The University of Michigan recently announced it has received a $10 million donation to accelerate global health research and initiatives across U-M campuses. Specifically, the gift funds the creation of a new U-M Center for Global Health Equity, which will bring together faculty, staff, and students across the university to support new and existing efforts to address health inequity in the world's poorest nations, and in disadvantaged populations in middle-income countries. The center will also help university groups work together with global partners more effectively.

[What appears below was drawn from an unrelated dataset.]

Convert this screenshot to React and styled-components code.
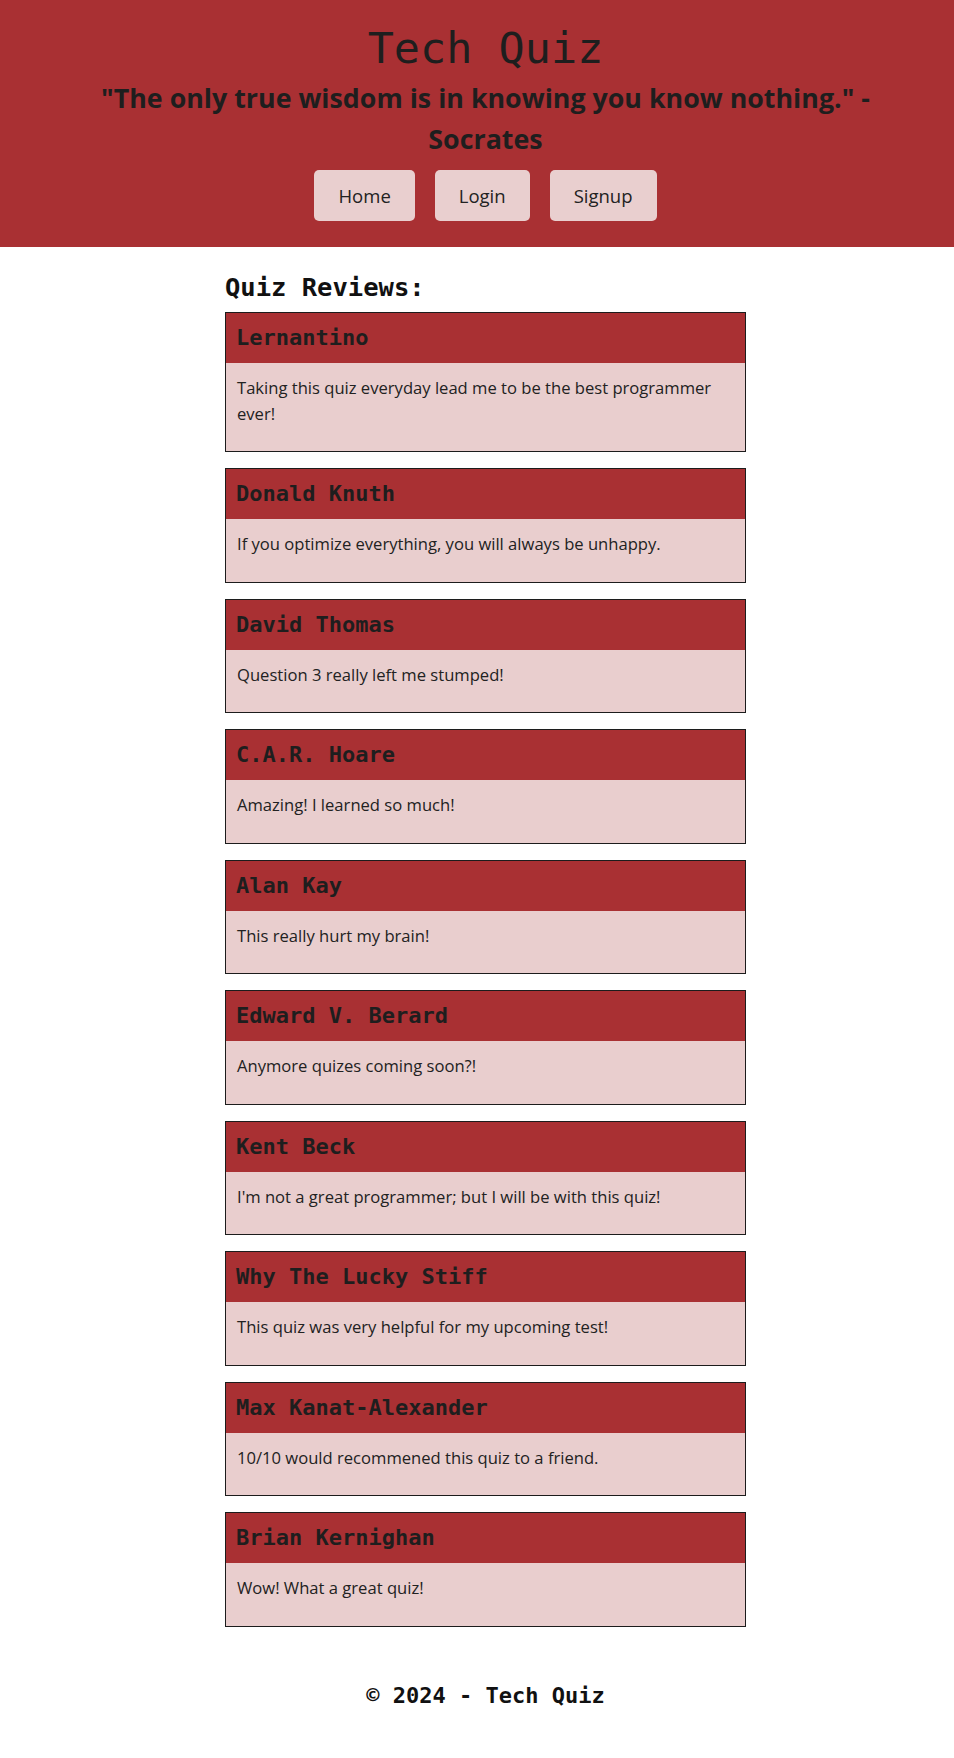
import React from "react";
import styled, { createGlobalStyle } from "styled-components";

const reviews = [
  { name: "Lernantino", text: "Taking this quiz everyday lead me to be the best programmer ever!" },
  { name: "Donald Knuth", text: "If you optimize everything, you will always be unhappy." },
  { name: "David Thomas", text: "Question 3 really left me stumped!" },
  { name: "C.A.R. Hoare", text: "Amazing! I learned so much!" },
  { name: "Alan Kay", text: "This really hurt my brain!" },
  { name: "Edward V. Berard", text: "Anymore quizes coming soon?!" },
  { name: "Kent Beck", text: "I'm not a great programmer; but I will be with this quiz!" },
  { name: "Why The Lucky Stiff", text: "This quiz was very helpful for my upcoming test!" },
  { name: "Max Kanat-Alexander", text: "10/10 would recommened this quiz to a friend." },
  { name: "Brian Kernighan", text: "Wow! What a great quiz!" },
];

export default function App() {
  return (
    <>
      <GlobalStyle />
      <Header>
        <Title>Tech Quiz</Title>
        <Quote>"The only true wisdom is in knowing you know nothing." - Socrates</Quote>
        <Nav>
          <NavButton>Home</NavButton>
          <NavButton>Login</NavButton>
          <NavButton>Signup</NavButton>
        </Nav>
      </Header>
      <Main>
        <Section>
          <SectionTitle>Quiz Reviews:</SectionTitle>
          {reviews.map((r) => (
            <Card key={r.name}>
              <CardHeader>{r.name}</CardHeader>
              <CardBody>
                <CardText>{r.text}</CardText>
              </CardBody>
            </Card>
          ))}
        </Section>
      </Main>
      <Footer>© 2024 - Tech Quiz</Footer>
    </>
  );
}

const GlobalStyle = createGlobalStyle`
  body {
    margin: 0;
    background: #fff;
    color: #212121;
    font-family: "Open Sans", "Noto Sans", sans-serif;
  }
  * { box-sizing: border-box; }
`;

const Header = styled.header`
  background: #a93033;
  padding: 20px 0 26px 17px;
  display: flex;
  flex-direction: column;
  align-items: center;
`;

const Title = styled.h1`
  margin: 0;
  font-family: "DejaVu Sans Mono", monospace;
  font-weight: 400;
  font-size: 43.5px;
  line-height: 56px;
  color: #1e1e1e;
`;

const Quote = styled.h2`
  margin: 1px 0 0;
  max-width: 840px;
  text-align: center;
  font-family: "Open Sans", sans-serif;
  font-weight: 700;
  font-size: 26.8px;
  line-height: 41px;
  color: #1e1e1e;
`;

const Nav = styled.nav`
  display: flex;
  gap: 20px;
  margin-top: 11px;
`;

const NavButton = styled.button`
  height: 51px;
  padding: 0 24px;
  border: none;
  border-radius: 5px;
  background: #e9cfcf;
  color: #222;
  font-family: "Open Sans", sans-serif;
  font-size: 18.5px;
`;

const Main = styled.main`
  display: flex;
  justify-content: center;
  padding: 25px 0 0 17px;
`;

const Section = styled.section`
  width: 521px;
`;

const SectionTitle = styled.h3`
  margin: 0 0 10px;
  font-family: "DejaVu Sans Mono", monospace;
  font-weight: 700;
  font-size: 25.5px;
  line-height: 30px;
  color: #111;
`;

const Card = styled.article`
  border: 1px solid #1c1c1c;
  margin-bottom: 16px;
`;

const CardHeader = styled.h4`
  margin: 0;
  padding: 10px;
  background: #a93033;
  font-family: "DejaVu Sans Mono", monospace;
  font-weight: 700;
  font-size: 22px;
  line-height: 30px;
  color: #1e1e1e;
`;

const CardBody = styled.div`
  background: #e9cece;
  padding: 12px 10px 12px 11px;
`;

const CardText = styled.p`
  margin: 0 0 13px;
  font-size: 16.6px;
  line-height: 25.5px;
  color: #222;
`;

const Footer = styled.footer`
  padding: 38px 0 47px 17px;
  text-align: center;
  font-family: "DejaVu Sans Mono", monospace;
  font-weight: 700;
  font-size: 22px;
  line-height: 30px;
  color: #111;
`;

The donation is a gift from Tadataka and Leslie D. Yamada. The couple joined the U-M community in 1983 when Yamada became the chief of gastroenterology at the U-M Medical School. He went on to chair the Department of Internal Medicine. Following his time at the university, Yamada worked in the pharmaceutical industry and later, the Bill & Melinda Gates Foundation.
Michigan Ross faculty and students will have the opportunity to use the Center for Global Health Equity to amplify the many healthcare initiatives they lead. For example, the past winter, Ross MBAs participated in WDI sponsored Multidisciplinary Action Project (MAP) teams that focused on healthcare in emerging countries, including India, Kenya, Ethiopia, Zambia, Uganda, Ghana, and Rwanda. One team spent three weeks in Rwanda working for The Ihangane Project to develop a business model to grow a ready-to-use therapeutic food that is used to treat severe, acute malnutrition.
In addition, Michigan Ross offers a "BA685: Healthcare Delivery in Emerging Markets" course, in which MBA students learn about healthcare in emerging markets through lectures, guest speakers, and case discussions. In the second half of the course, students are divided into teams and prepare for visits to their selected countries.
The organization and funding for the BA685 course is lead by the William Davidson Institute (WDI), an independent nonprofit organization located at Michigan Ross. WDI works across the healthcare value chain to enable well-functioning markets, strengthen supply chain systems, and improve healthcare delivery. In addition to frequent faculty publications focused on healthcare in low- and middle-income countries, WDI also drives hands-on healthcare learning experiences for students.
An information session for students interested in the winter 2020 course offering of BA685 will be held on October 28 in Blau 1210 from 5:30 - 6:30 p.m.